There's an old saying: "Where there's muck there's money". You can also be sure that where there is money there's a risk of robbery and violence. Certainly so during the 1960s in the betting shop business.
I first felt a "threat" of violence when I left the betting shop in Streatham one evening. I locked the door and started to walk to my car. I noticed a Jaguar saloon parked a few feet from the shop. The engine was running; I could see exhaust fumes from the twin tail pipes. The sun visor was also down; the driver was reading a newspaper. His face was completely obscured. Hmm .. I thought; never seen this car here before.
Kept my eyes on the rear view mirror as I drove off. Wanted to see if I was being followed. No, all seemed OK.
Next evening, same car, engine running, driver's face obscured. Same again next evening but I ducked back into the shop after noting the licence plate number.
Phoned the police station which was only yards away in Streatham High Road. Spoke to a CID chap; he knew Johnno as it happens. He said "Stay where you are, I'll ring you back in a few seconds." He came back on the phone. "The person who owns this Jag is known to us. Stay in the shop and in a few seconds you'll see a transit van pull up".
I looked out of the window and the van appeared. The doors opened and five policemen jumped out and surrounded the Jag. Within a minute or so the CID officer tapped on the door and I let him in.
"It's OK" he said, "you can get home now. He's waiting for a lady-friend but doesn't want anybody to see him here." Obviously an affair the driver wanted to keep private. The police said I'd been perfectly right to phone them. Betting shop staff were frequently being robbed and as they "knew" this car and its owner they had good reason to pounce on him.
On another occasion, our Brixton shop manager was attacked whilst walking through a park on his way home. He had ammonia sprayed onto his face and was robbed of the cash he was carrying. He was off work for a fortnight as his eyes were hurt in the attack. Badly shaken up, too. Carried on with his job for a few years more but did not take a short cut through the park again.
A smaller shop in our Angel Road, Brixton, branch was robbed at gunpoint one evening. The robber got only a couple of hundred pounds, but the manager was so scared of a future attack he resigned and left the business entirely.
However, the worst event occurred in our Tooley Street betting shop. This had only been opened, after conversion from its former warehouse use, for a few months. It was in August when I had a phone call from a CID officer at Southwark Police Station.
He asked for Johnno. Not possible, Johnno was in Majorca for a month.
He went on: "What I want is permission to plant some officers in your Tooley Street shop on Friday next. We have information that it's going to be robbed then."
I said I'd have to get back to him as soon as I could contact the boss. Johnno was on his yacht when I phoned his villa but they contacted him with a ship to shore radio. He soon phoned me back, anxious to know why I'd phoned him.
After explaining the police proposition Johnno said it was OK, provided I made sure that the police assured me that none of our other shops would be hit.
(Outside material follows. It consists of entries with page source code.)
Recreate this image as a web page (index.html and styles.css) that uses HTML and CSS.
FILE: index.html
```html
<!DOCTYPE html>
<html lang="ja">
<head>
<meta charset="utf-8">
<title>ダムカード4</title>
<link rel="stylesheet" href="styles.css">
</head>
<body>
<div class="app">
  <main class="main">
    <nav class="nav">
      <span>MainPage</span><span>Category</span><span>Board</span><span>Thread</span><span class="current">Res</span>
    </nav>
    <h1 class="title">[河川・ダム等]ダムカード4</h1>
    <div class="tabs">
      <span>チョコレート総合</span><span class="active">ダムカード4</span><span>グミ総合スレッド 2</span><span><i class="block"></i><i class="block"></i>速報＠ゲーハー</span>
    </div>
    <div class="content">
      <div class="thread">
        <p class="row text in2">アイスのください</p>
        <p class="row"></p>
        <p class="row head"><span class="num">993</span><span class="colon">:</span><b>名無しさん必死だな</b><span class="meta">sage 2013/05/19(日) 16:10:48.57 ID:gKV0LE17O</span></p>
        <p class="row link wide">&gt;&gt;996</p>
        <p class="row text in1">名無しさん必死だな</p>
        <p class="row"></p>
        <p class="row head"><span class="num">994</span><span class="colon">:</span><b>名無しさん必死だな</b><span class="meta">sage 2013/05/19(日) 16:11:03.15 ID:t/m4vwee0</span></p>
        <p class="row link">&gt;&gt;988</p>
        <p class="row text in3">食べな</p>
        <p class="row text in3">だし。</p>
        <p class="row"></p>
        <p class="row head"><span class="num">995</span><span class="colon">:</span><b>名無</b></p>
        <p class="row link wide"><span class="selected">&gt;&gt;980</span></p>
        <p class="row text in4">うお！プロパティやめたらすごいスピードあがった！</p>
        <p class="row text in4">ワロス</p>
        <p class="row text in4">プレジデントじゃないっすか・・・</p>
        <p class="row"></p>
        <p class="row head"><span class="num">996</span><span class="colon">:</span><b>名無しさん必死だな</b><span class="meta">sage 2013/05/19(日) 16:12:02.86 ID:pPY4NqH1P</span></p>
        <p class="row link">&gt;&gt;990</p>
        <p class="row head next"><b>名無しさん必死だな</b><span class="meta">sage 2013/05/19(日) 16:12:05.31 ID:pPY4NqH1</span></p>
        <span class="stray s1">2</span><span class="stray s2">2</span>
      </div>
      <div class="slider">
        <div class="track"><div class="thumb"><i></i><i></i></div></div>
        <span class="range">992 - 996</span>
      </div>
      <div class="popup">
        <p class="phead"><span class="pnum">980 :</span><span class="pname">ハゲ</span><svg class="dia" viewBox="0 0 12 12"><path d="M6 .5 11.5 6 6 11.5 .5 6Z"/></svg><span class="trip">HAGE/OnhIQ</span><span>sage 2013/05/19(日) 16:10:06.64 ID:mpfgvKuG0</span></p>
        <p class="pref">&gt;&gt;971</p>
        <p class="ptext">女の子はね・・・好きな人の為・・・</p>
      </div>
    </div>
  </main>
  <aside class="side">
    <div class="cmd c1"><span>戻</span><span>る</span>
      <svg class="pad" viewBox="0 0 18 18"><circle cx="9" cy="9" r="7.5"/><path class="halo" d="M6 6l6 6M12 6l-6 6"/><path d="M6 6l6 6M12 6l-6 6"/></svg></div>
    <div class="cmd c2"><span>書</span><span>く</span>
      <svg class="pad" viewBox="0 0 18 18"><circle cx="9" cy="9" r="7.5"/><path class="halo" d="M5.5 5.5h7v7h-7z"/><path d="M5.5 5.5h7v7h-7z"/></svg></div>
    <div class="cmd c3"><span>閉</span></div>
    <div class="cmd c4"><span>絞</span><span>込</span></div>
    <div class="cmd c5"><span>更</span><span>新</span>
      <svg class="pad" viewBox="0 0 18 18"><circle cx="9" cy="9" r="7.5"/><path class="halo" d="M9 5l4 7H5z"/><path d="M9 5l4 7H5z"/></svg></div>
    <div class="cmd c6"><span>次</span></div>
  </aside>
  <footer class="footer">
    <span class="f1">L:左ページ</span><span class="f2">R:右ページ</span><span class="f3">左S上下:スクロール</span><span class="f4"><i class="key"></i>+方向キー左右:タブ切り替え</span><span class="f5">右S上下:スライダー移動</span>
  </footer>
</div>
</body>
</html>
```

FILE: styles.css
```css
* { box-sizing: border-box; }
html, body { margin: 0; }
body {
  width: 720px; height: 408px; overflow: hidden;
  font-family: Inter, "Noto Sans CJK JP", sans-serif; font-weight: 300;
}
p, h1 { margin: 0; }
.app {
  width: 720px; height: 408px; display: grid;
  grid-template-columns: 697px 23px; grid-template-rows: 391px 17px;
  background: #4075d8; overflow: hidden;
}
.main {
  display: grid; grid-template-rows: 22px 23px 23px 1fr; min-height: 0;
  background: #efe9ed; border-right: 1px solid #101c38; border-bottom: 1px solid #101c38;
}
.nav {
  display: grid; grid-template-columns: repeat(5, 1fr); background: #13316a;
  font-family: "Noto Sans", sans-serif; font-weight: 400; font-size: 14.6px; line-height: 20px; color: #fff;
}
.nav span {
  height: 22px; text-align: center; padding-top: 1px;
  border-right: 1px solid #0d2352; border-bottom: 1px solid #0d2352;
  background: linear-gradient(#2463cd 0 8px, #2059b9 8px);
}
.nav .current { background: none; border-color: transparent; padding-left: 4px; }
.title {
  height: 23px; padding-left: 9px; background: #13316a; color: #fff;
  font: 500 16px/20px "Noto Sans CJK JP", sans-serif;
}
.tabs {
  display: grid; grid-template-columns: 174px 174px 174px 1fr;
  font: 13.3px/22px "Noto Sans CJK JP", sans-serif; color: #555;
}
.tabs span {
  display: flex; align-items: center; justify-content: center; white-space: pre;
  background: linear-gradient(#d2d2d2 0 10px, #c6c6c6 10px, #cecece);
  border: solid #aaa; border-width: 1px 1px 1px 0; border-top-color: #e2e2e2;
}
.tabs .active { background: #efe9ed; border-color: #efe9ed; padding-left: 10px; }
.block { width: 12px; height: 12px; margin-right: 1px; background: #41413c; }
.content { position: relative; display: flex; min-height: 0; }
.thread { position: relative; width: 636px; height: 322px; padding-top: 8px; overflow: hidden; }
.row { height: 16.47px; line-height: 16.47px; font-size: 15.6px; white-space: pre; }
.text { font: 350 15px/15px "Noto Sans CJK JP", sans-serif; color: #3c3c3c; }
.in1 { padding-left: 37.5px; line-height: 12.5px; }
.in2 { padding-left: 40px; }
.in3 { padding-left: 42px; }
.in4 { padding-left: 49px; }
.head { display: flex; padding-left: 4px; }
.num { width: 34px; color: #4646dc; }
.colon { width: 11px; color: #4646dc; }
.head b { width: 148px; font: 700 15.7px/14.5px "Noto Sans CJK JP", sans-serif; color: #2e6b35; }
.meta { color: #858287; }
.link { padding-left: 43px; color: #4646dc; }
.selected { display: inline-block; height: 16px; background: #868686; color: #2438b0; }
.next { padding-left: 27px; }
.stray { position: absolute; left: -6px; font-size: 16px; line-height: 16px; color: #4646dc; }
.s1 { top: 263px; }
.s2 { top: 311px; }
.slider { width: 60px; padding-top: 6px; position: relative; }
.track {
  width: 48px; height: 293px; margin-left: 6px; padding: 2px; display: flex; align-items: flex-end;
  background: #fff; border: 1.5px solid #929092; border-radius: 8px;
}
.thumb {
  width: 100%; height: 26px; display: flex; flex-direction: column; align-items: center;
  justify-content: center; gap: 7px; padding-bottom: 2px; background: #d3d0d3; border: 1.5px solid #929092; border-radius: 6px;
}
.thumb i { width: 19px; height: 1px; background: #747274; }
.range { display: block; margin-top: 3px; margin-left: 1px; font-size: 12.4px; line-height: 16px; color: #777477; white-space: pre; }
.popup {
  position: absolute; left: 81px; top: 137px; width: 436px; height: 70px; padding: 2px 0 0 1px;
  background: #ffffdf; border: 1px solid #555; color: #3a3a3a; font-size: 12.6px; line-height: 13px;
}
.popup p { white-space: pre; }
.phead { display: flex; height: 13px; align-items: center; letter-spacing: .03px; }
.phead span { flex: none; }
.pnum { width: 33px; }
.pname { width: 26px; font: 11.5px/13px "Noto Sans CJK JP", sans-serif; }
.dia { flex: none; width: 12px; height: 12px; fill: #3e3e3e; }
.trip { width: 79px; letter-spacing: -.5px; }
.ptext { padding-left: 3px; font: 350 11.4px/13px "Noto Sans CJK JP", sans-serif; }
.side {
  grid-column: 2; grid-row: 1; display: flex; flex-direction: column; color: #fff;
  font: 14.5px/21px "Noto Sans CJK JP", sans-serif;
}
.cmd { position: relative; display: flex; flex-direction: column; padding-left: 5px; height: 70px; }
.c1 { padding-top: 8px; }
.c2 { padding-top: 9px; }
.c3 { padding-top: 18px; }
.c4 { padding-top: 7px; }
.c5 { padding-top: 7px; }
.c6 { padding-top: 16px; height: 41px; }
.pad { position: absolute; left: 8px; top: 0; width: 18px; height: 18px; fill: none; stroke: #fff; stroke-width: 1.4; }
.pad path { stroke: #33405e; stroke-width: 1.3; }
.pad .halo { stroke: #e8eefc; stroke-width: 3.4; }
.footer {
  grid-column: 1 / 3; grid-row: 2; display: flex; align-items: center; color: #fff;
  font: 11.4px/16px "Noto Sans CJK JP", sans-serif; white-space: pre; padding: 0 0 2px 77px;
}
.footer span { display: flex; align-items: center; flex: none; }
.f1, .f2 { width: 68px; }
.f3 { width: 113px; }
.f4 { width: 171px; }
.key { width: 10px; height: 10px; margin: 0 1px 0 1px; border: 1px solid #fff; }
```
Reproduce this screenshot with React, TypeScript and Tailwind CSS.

Johnno thought that their "information" might be a blind, in order to divert attention from the real target shop. The CID chap gave me his absolute assurance that Tooley Street was going to be attacked by a known gang of violent villains, so I approved the plan that the police had in mind.
I was now general manager so I stayed in Tooley Street from lunch time on that Friday. The attack was thought to be at around 5 p.m. Evening racing would be on this day but the main afternoon racing would be finished by 5 p.m. It made sense to hit the shop then as there was likely to be more takings in the till.
In place of our usual counter staff we had two male plain clothes officers acting as counter hands, plus the sergeant CID acting as "manager". There were also two other plain clothes police reading the newspapers on the wall, making out they were punters. In the adjoining butchers shop and in other neighbouring shops there were uniformed officers hiding out, ready and waiting to pounce.
Almost on the dot of 5 o'clock a man wearing a fawn raincoat comes in and starts to read a paper. I heard the CID sergeant whisper into a hand microphone: "The first one's in ... get ready."
Another guy comes in a few seconds later, similarly dressed. "Number two's in ..." whispers the sergeant.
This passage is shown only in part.